### SET EXERCISE
Filter for the word "component" and keep each matching line.

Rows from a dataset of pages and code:
*****
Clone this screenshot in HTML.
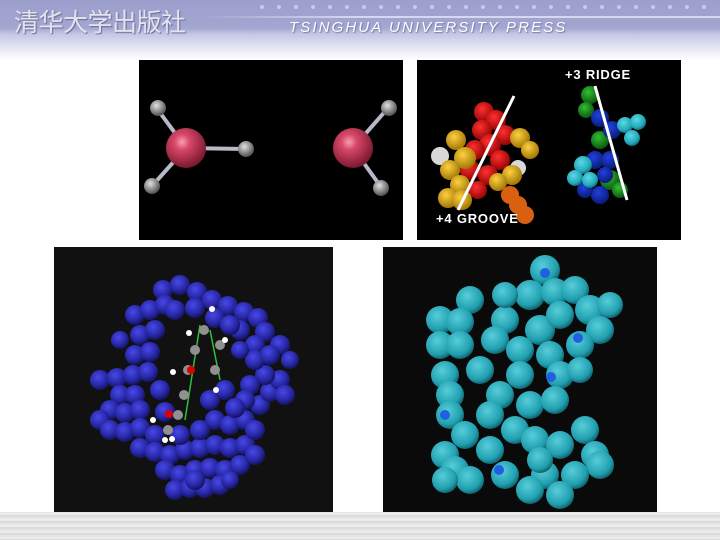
<!DOCTYPE html>
<html><head><meta charset="utf-8"><style>
html,body{margin:0;padding:0;width:720px;height:540px;overflow:hidden;background:#fff;position:relative;font-family:"Liberation Sans",sans-serif}
.hdr{position:absolute;left:0;top:0;width:720px;height:60px;background:linear-gradient(#9c9fcc 0px,#a3a6d1 28px,#c4c6e3 34px,#e6e7f4 48px,#fff 60px)}
.cn{position:absolute;left:14px;top:3px;font:25px "Noto Sans CJK SC",sans-serif;color:#e4e4ee;letter-spacing:-0.5px;text-shadow:1px 1px 1px #6a6c98}
.en{position:absolute;left:289px;top:19px;font:italic 15px "Liberation Sans",sans-serif;color:#fff;letter-spacing:2.1px;text-shadow:1px 1px 1px #7a7ca8}
.line{position:absolute;left:200px;top:16px;width:520px;height:2px;background:linear-gradient(90deg,rgba(255,255,255,0),rgba(220,222,240,.9) 30%)}
.foot{position:absolute;left:0;top:512px;width:720px;height:28px;background:repeating-linear-gradient(#e2e2e2 0,#f2f2f2 2px,#d6d6d6 4px,#ececec 6px);border-bottom:1px solid #888}
.p{position:absolute}
</style></head><body>
<div class="hdr"></div>
<div class="line"></div>
<svg class="p" style="left:0;top:0" width="720" height="20">
<g fill="#c8cae6">
<circle cx="262" cy="7" r="2"/><circle cx="279" cy="7" r="2"/><circle cx="296" cy="7" r="2"/><circle cx="313" cy="7" r="2"/><circle cx="330" cy="7" r="2"/><circle cx="347" cy="7" r="2"/><circle cx="364" cy="7" r="2"/><circle cx="381" cy="7" r="2"/><circle cx="398" cy="7" r="2"/><circle cx="415" cy="7" r="2"/><circle cx="432" cy="7" r="2"/><circle cx="449" cy="7" r="2"/><circle cx="466" cy="7" r="2"/><circle cx="483" cy="7" r="2"/><circle cx="500" cy="7" r="2"/><circle cx="517" cy="7" r="2"/><circle cx="534" cy="7" r="2"/><circle cx="551" cy="7" r="2"/><circle cx="568" cy="7" r="2"/><circle cx="585" cy="7" r="2"/><circle cx="602" cy="7" r="2"/><circle cx="619" cy="7" r="2"/><circle cx="636" cy="7" r="2"/><circle cx="653" cy="7" r="2"/><circle cx="670" cy="7" r="2"/><circle cx="687" cy="7" r="2"/><circle cx="704" cy="7" r="2"/>
</g></svg>
<div class="cn">清华大学出版社</div>
<div class="en">TSINGHUA UNIVERSITY PRESS</div>

<svg class="p" style="left:0;top:0" width="720" height="540">
<defs>
<radialGradient id="red" cx=".4" cy=".35" r=".65"><stop offset="0" stop-color="#f7a0b0"/><stop offset=".3" stop-color="#d84868"/><stop offset="1" stop-color="#7a1830"/></radialGradient>
<radialGradient id="gry" cx=".4" cy=".35" r=".65"><stop offset="0" stop-color="#e0e0e0"/><stop offset="1" stop-color="#505050"/></radialGradient>
<radialGradient id="blu" cx=".4" cy=".35" r=".7"><stop offset="0" stop-color="#4848e8"/><stop offset=".6" stop-color="#2828a8"/><stop offset="1" stop-color="#101050"/></radialGradient>
<radialGradient id="cy" cx=".4" cy=".35" r=".7"><stop offset="0" stop-color="#5cd8e6"/><stop offset=".7" stop-color="#22a8b8"/><stop offset="1" stop-color="#0e5a64"/></radialGradient>
<radialGradient id="yl" cx=".4" cy=".35" r=".7"><stop offset="0" stop-color="#ffd040"/><stop offset="1" stop-color="#9a7000"/></radialGradient>
<radialGradient id="rd" cx=".4" cy=".35" r=".7"><stop offset="0" stop-color="#ff3030"/><stop offset="1" stop-color="#900000"/></radialGradient>
<radialGradient id="gr" cx=".4" cy=".35" r=".7"><stop offset="0" stop-color="#30c030"/><stop offset="1" stop-color="#0a5010"/></radialGradient>
<radialGradient id="db" cx=".4" cy=".35" r=".7"><stop offset="0" stop-color="#2040e0"/><stop offset="1" stop-color="#081870"/></radialGradient>
</defs>
<rect x="139" y="60" width="264" height="180" fill="#000"/>
<g stroke="#b8b8c8" stroke-width="4">
<line x1="186" y1="148" x2="158" y2="110"/><line x1="186" y1="148" x2="245" y2="149"/><line x1="186" y1="148" x2="152" y2="186"/>
<line x1="353" y1="148" x2="388" y2="108"/><line x1="353" y1="148" x2="381" y2="187"/>
</g>
<circle cx="186" cy="148" r="20" fill="url(#red)"/>
<circle cx="353" cy="148" r="20" fill="url(#red)"/>
<circle cx="158" cy="108" r="8" fill="url(#gry)"/><circle cx="246" cy="149" r="8" fill="url(#gry)"/><circle cx="152" cy="186" r="8" fill="url(#gry)"/>
<circle cx="389" cy="108" r="8" fill="url(#gry)"/><circle cx="381" cy="188" r="8" fill="url(#gry)"/>
<rect x="417" y="60" width="264" height="180" fill="#000"/>
<g fill="url(#rd)"><circle cx="484" cy="112" r="10"/><circle cx="496" cy="120" r="10"/><circle cx="482" cy="130" r="10"/><circle cx="505" cy="135" r="10"/><circle cx="490" cy="145" r="11"/><circle cx="475" cy="150" r="10"/><circle cx="500" cy="160" r="10"/><circle cx="470" cy="170" r="10"/><circle cx="488" cy="175" r="10"/><circle cx="478" cy="190" r="9"/></g>
<circle cx="440" cy="156" r="9" fill="#d8d8d8"/><circle cx="518" cy="168" r="8" fill="#d8d8d8"/>
<g fill="url(#yl)"><circle cx="456" cy="140" r="10"/><circle cx="465" cy="158" r="11"/><circle cx="450" cy="170" r="10"/><circle cx="460" cy="185" r="10"/><circle cx="448" cy="198" r="10"/><circle cx="462" cy="200" r="10"/><circle cx="520" cy="138" r="10"/><circle cx="530" cy="150" r="9"/><circle cx="512" cy="175" r="10"/><circle cx="498" cy="182" r="9"/></g>
<g fill="#d86010"><circle cx="510" cy="195" r="9"/><circle cx="518" cy="205" r="9"/><circle cx="525" cy="215" r="9"/></g>
<g fill="url(#gr)"><circle cx="590" cy="95" r="9"/><circle cx="586" cy="110" r="8"/><circle cx="600" cy="140" r="9"/><circle cx="610" cy="180" r="10"/><circle cx="620" cy="190" r="8"/></g>
<g fill="url(#db)"><circle cx="600" cy="118" r="9"/><circle cx="612" cy="130" r="9"/><circle cx="595" cy="160" r="9"/><circle cx="610" cy="160" r="9"/><circle cx="600" cy="195" r="9"/><circle cx="585" cy="190" r="8"/><circle cx="605" cy="175" r="8"/></g>
<g fill="url(#cy)"><circle cx="625" cy="125" r="8"/><circle cx="638" cy="122" r="8"/><circle cx="632" cy="138" r="8"/><circle cx="583" cy="165" r="9"/><circle cx="575" cy="178" r="8"/><circle cx="590" cy="180" r="8"/></g>
<g stroke="#fff" stroke-width="3"><line x1="514" y1="96" x2="458" y2="210"/><line x1="595" y1="86" x2="627" y2="200"/></g>
<text x="565" y="79" font-family="Liberation Sans" font-weight="bold" font-size="13" fill="#fff" letter-spacing=".8">+3 RIDGE</text>
<text x="436" y="223" font-family="Liberation Sans" font-weight="bold" font-size="13" fill="#fff" letter-spacing=".8">+4 GROOVE</text>
<rect x="54" y="247" width="279" height="271" fill="#111"/>
<g fill="url(#blu)">
<circle cx="163" cy="290" r="10"/><circle cx="180" cy="285" r="10"/><circle cx="197" cy="292" r="10"/><circle cx="212" cy="300" r="10"/><circle cx="228" cy="306" r="10"/><circle cx="244" cy="312" r="10"/><circle cx="258" cy="318" r="10"/><circle cx="265" cy="332" r="10"/><circle cx="280" cy="345" r="10"/>
<circle cx="135" cy="315" r="10"/><circle cx="150" cy="310" r="10"/><circle cx="165" cy="305" r="10"/><circle cx="140" cy="335" r="10"/><circle cx="155" cy="330" r="10"/><circle cx="135" cy="355" r="10"/><circle cx="150" cy="352" r="10"/>
<circle cx="100" cy="380" r="10"/><circle cx="117" cy="378" r="10"/><circle cx="133" cy="375" r="10"/><circle cx="148" cy="372" r="10"/><circle cx="120" cy="395" r="10"/><circle cx="135" cy="395" r="10"/><circle cx="110" cy="410" r="10"/><circle cx="125" cy="413" r="10"/><circle cx="140" cy="410" r="10"/>
<circle cx="100" cy="420" r="10"/><circle cx="110" cy="430" r="10"/><circle cx="125" cy="432" r="10"/><circle cx="140" cy="428" r="10"/><circle cx="155" cy="435" r="10"/>
<circle cx="140" cy="448" r="10"/><circle cx="155" cy="452" r="10"/><circle cx="170" cy="455" r="10"/><circle cx="185" cy="450" r="10"/><circle cx="200" cy="448" r="10"/><circle cx="215" cy="445" r="10"/><circle cx="230" cy="448" r="10"/><circle cx="245" cy="445" r="10"/>
<circle cx="165" cy="470" r="10"/><circle cx="180" cy="475" r="10"/><circle cx="195" cy="470" r="10"/><circle cx="210" cy="468" r="10"/><circle cx="225" cy="470" r="10"/><circle cx="240" cy="465" r="10"/><circle cx="255" cy="455" r="10"/>
<circle cx="175" cy="490" r="10"/><circle cx="190" cy="488" r="10"/><circle cx="205" cy="488" r="10"/><circle cx="220" cy="485" r="10"/><circle cx="195" cy="480" r="10"/>
<circle cx="215" cy="420" r="10"/><circle cx="230" cy="425" r="10"/><circle cx="245" cy="420" r="10"/><circle cx="255" cy="430" r="10"/><circle cx="260" cy="405" r="10"/><circle cx="270" cy="392" r="10"/><circle cx="280" cy="380" r="10"/><circle cx="265" cy="375" r="10"/><circle cx="250" cy="385" r="10"/><circle cx="245" cy="400" r="10"/><circle cx="235" cy="408" r="10"/>
<circle cx="255" cy="345" r="10"/><circle cx="240" cy="330" r="10"/><circle cx="255" cy="360" r="10"/><circle cx="270" cy="355" r="10"/><circle cx="285" cy="395" r="10"/>
<circle cx="175" cy="310" r="10"/><circle cx="195" cy="308" r="10"/><circle cx="215" cy="318" r="10"/><circle cx="230" cy="325" r="10"/>
<circle cx="160" cy="390" r="10"/><circle cx="165" cy="412" r="10"/><circle cx="210" cy="400" r="10"/><circle cx="225" cy="390" r="10"/><circle cx="200" cy="430" r="10"/><circle cx="180" cy="435" r="10"/>
<circle cx="240" cy="350" r="9"/><circle cx="120" cy="340" r="9"/><circle cx="290" cy="360" r="9"/><circle cx="230" cy="480" r="9"/>
</g>
<g stroke="#30c040" stroke-width="1.5"><line x1="200" y1="325" x2="185" y2="420"/><line x1="210" y1="330" x2="220" y2="380"/></g>
<g fill="#909090"><circle cx="204" cy="330" r="5"/><circle cx="195" cy="350" r="5"/><circle cx="188" cy="370" r="5"/><circle cx="184" cy="395" r="5"/><circle cx="178" cy="415" r="5"/><circle cx="168" cy="430" r="5"/><circle cx="220" cy="345" r="5"/><circle cx="215" cy="370" r="5"/></g>
<g fill="#fff"><circle cx="212" cy="309" r="3"/><circle cx="189" cy="333" r="3"/><circle cx="225" cy="340" r="3"/><circle cx="173" cy="372" r="3"/><circle cx="216" cy="390" r="3"/><circle cx="153" cy="420" r="3"/><circle cx="165" cy="440" r="3"/><circle cx="172" cy="439" r="3"/></g>
<g fill="#d00"><circle cx="191" cy="370" r="4"/><circle cx="169" cy="414" r="4"/></g>
<rect x="383" y="247" width="274" height="266" fill="#0a0a0a"/>
<g fill="url(#cy)" opacity=".95">
<circle cx="545" cy="270" r="15"/><circle cx="530" cy="295" r="15"/><circle cx="555" cy="292" r="14"/><circle cx="575" cy="290" r="14"/><circle cx="590" cy="310" r="15"/><circle cx="600" cy="330" r="14"/><circle cx="580" cy="345" r="14"/>
<circle cx="470" cy="300" r="14"/><circle cx="440" cy="320" r="14"/><circle cx="460" cy="322" r="14"/><circle cx="440" cy="345" r="14"/><circle cx="460" cy="345" r="14"/><circle cx="505" cy="320" r="14"/><circle cx="495" cy="340" r="14"/>
<circle cx="540" cy="330" r="15"/><circle cx="560" cy="315" r="14"/><circle cx="520" cy="350" r="14"/><circle cx="550" cy="355" r="14"/><circle cx="560" cy="375" r="14"/><circle cx="580" cy="370" r="13"/>
<circle cx="445" cy="375" r="14"/><circle cx="450" cy="395" r="14"/><circle cx="480" cy="370" r="14"/><circle cx="500" cy="395" r="14"/><circle cx="520" cy="375" r="14"/>
<circle cx="450" cy="415" r="14"/><circle cx="465" cy="435" r="14"/><circle cx="490" cy="415" r="14"/><circle cx="515" cy="430" r="14"/><circle cx="530" cy="405" r="14"/><circle cx="555" cy="400" r="14"/>
<circle cx="445" cy="455" r="14"/><circle cx="455" cy="470" r="14"/><circle cx="470" cy="480" r="14"/><circle cx="490" cy="450" r="14"/><circle cx="505" cy="475" r="14"/><circle cx="535" cy="440" r="14"/><circle cx="560" cy="445" r="14"/>
<circle cx="585" cy="430" r="14"/><circle cx="595" cy="455" r="14"/><circle cx="600" cy="465" r="14"/><circle cx="575" cy="475" r="14"/><circle cx="545" cy="475" r="14"/><circle cx="560" cy="495" r="14"/><circle cx="530" cy="490" r="14"/><circle cx="610" cy="305" r="13"/>
<circle cx="445" cy="480" r="13"/><circle cx="460" cy="265" r="0"/><circle cx="505" cy="295" r="13"/><circle cx="540" cy="460" r="13"/>
</g>
<g fill="#2060e0"><circle cx="545" cy="273" r="5"/><circle cx="578" cy="338" r="5"/><circle cx="551" cy="377" r="5"/><circle cx="445" cy="415" r="5"/><circle cx="499" cy="470" r="5"/></g>
</svg>
<div class="foot"></div>
</body></html>
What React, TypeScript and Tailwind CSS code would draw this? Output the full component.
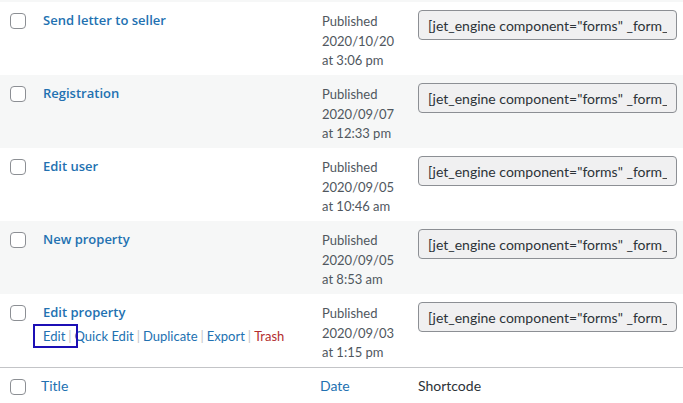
import React from 'react';

type Form = {
  title: string;
  date: string;
  time: string;
  id: number;
  alt: boolean;
  actions?: boolean;
};

const forms: Form[] = [
  { title: 'Send letter to seller', date: '2020/10/20', time: 'at 3:06 pm', id: 5012, alt: false },
  { title: 'Registration', date: '2020/09/07', time: 'at 12:33 pm', id: 4871, alt: true },
  { title: 'Edit user', date: '2020/09/05', time: 'at 10:46 am', id: 4855, alt: false },
  { title: 'New property', date: '2020/09/05', time: 'at 8:53 am', id: 4853, alt: true },
  { title: 'Edit property', date: '2020/09/03', time: 'at 1:15 pm', id: 4837, alt: false, actions: true },
];

const bodyFont = { fontFamily: 'Lato, "Open Sans", Arial, sans-serif' };
const titleFont = { fontFamily: '"Open Sans", "Noto Sans", Arial, sans-serif' };

function Checkbox() {
  return <span className="block w-4 h-4 rounded-[4px] border border-[#8c8f94] bg-white" />;
}

function Sep() {
  return <span className="text-[#c3c4c7] px-[3px]">|</span>;
}

export default function App() {
  return (
    <div className="w-[683px] h-[403px] overflow-hidden bg-white text-[13px] text-[#50575e]" style={bodyFont}>
      <div className="h-[2px] bg-[#f6f7f7]" />

      {forms.map(f => (
        <div
          key={f.title}
          className={`grid grid-cols-[33px_279px_96px_1fr] h-[73px] ${f.alt ? 'bg-[#f6f7f7]' : 'bg-white'}`}
        >
          <div className="pl-[10px] pt-[11px]">
            <Checkbox />
          </div>
          <div className="pl-[10px] pt-[9px] leading-[19px]">
            <div className="font-semibold text-[#2271b1]" style={titleFont}>
              {f.title}
            </div>
            {f.actions && (
              <div className="pt-[5px] text-[#2271b1] whitespace-nowrap">
                <span className="relative">
                  Edit
                  <span className="absolute -left-[10px] -right-[13px] -top-[4px] -bottom-[4px] border-2 border-[#1c0fb5]" />
                </span>
                <Sep />
                <span>Quick Edit</span>
                <Sep />
                <span>Duplicate</span>
                <Sep />
                <span>Export</span>
                <Sep />
                <span className="text-[#b32d2e]">Trash</span>
              </div>
            )}
          </div>
          <div className="pl-[10px] pt-[10px] leading-[19.5px]">
            <div>Published</div>
            <div>{f.date}</div>
            <div>{f.time}</div>
          </div>
          <div className="pl-[10px] pr-[6px] pt-[8px]">
            <input
              readOnly
              value={`[jet_engine component="forms" _form_id="${f.id}"]`}
              className="w-full h-[30px] px-[9px] rounded-[4px] border border-[#8c8f94] bg-[#f0f0f1] text-[14px] text-[#2c3338] outline-none"
              style={bodyFont}
            />
          </div>
        </div>
      ))}

      <div className="grid grid-cols-[33px_279px_96px_1fr] border-t border-[#c3c4c7] h-[40px] text-[14px]">
        <div className="pl-[10px] pt-[11px]">
          <Checkbox />
        </div>
        <div className="pl-[8px] pt-[7px] text-[#2271b1]">Title</div>
        <div className="pl-[8px] pt-[7px] text-[#2271b1]">Date</div>
        <div className="pl-[10px] pt-[7px] text-[#2c3338]">Shortcode</div>
      </div>
    </div>
  );
}
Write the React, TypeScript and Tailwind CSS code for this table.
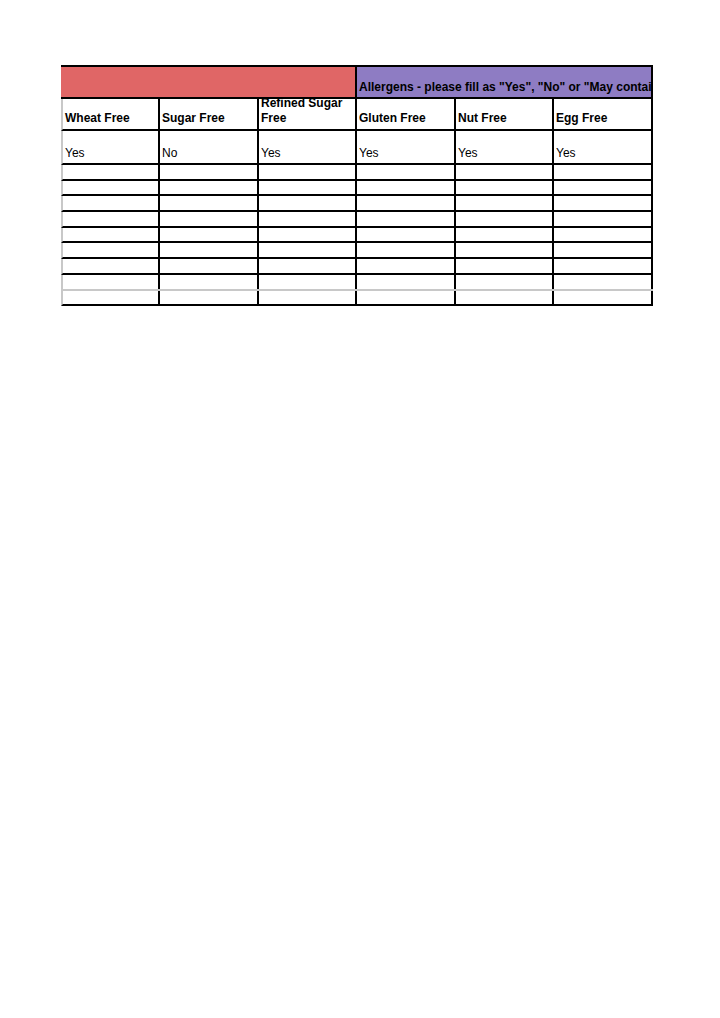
import React from "react";

const widths = ["w-[97px]", "w-[99px]", "w-[98px]", "w-[99px]", "w-[98px]", "w-[99px]"];
const headers = ["Wheat Free", "Sugar Free", "Refined Sugar Free", "Gluten Free", "Nut Free", "Egg Free"];
const values = ["Yes", "No", "Yes", "Yes", "Yes", "Yes"];
// empty row heights (incl. 2px bottom border)
const blankRows = ["h-[16px]", "h-[15px]", "h-[16px]", "h-[16px]", "h-[15px]", "h-[16px]", "h-[16px]", "h-[16px]", "h-[15px]"];

export default function App() {
  return (
    <div className="min-h-[1018px] w-[720px] bg-white pt-[65px] pl-[61px] text-black" style={{ fontFamily: '"Liberation Sans", Arial, sans-serif' }}>
      <div className="w-[592px] border-t-2 border-black">
        {/* banner */}
        <div className="flex h-[32px] border-b-2 border-black">
          <div className="w-[296px] shrink-0 border-r-2 border-black bg-[#e06666]" />
          <div className="flex w-[296px] shrink-0 items-end overflow-hidden whitespace-nowrap border-r-2 border-black bg-[#8e7cc3] pb-[2px] pl-[2px] text-[12px] font-bold leading-[15px]">
            Allergens - please fill as "Yes", "No" or "May contain"
          </div>
        </div>

        {/* headers */}
        <div className="flex h-[32px] border-b-2 border-l-2 border-b-black border-l-[#c8c8c8]">
          {headers.map((h, i) => (
            <div key={h} className={`${widths[i]} flex shrink-0 items-end overflow-hidden border-r-2 border-black pb-[3px] pl-[2px] text-[12px] font-bold leading-[15px]`}>
              <span>{h}</span>
            </div>
          ))}
        </div>

        {/* values */}
        <div className="flex h-[34px] border-b-2 border-l-2 border-b-black border-l-[#c8c8c8]">
          {values.map((v, i) => (
            <div key={i} className={`${widths[i]} flex shrink-0 items-end border-r-2 border-black pb-[2px] pl-[2px] text-[12px] leading-[15px]`}>
              {v}
            </div>
          ))}
        </div>

        {/* empty rows */}
        {blankRows.map((h, r) => (
          <div key={r} className={`${h} flex border-b-2 border-l-2 border-l-[#c8c8c8] ${r === 7 ? "border-b-[#c8c8c8]" : "border-b-black"}`}>
            {widths.map((w, i) => (
              <div key={i} className={`${w} shrink-0 border-r-2 border-black`} />
            ))}
          </div>
        ))}
      </div>
    </div>
  );
}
*****
### WRITTEN RESPONSE
What React, TypeScript and Tailwind CSS code would draw this? Output the full component.
              value={`[jet_engine component="forms" _form_id="${f.id}"]`}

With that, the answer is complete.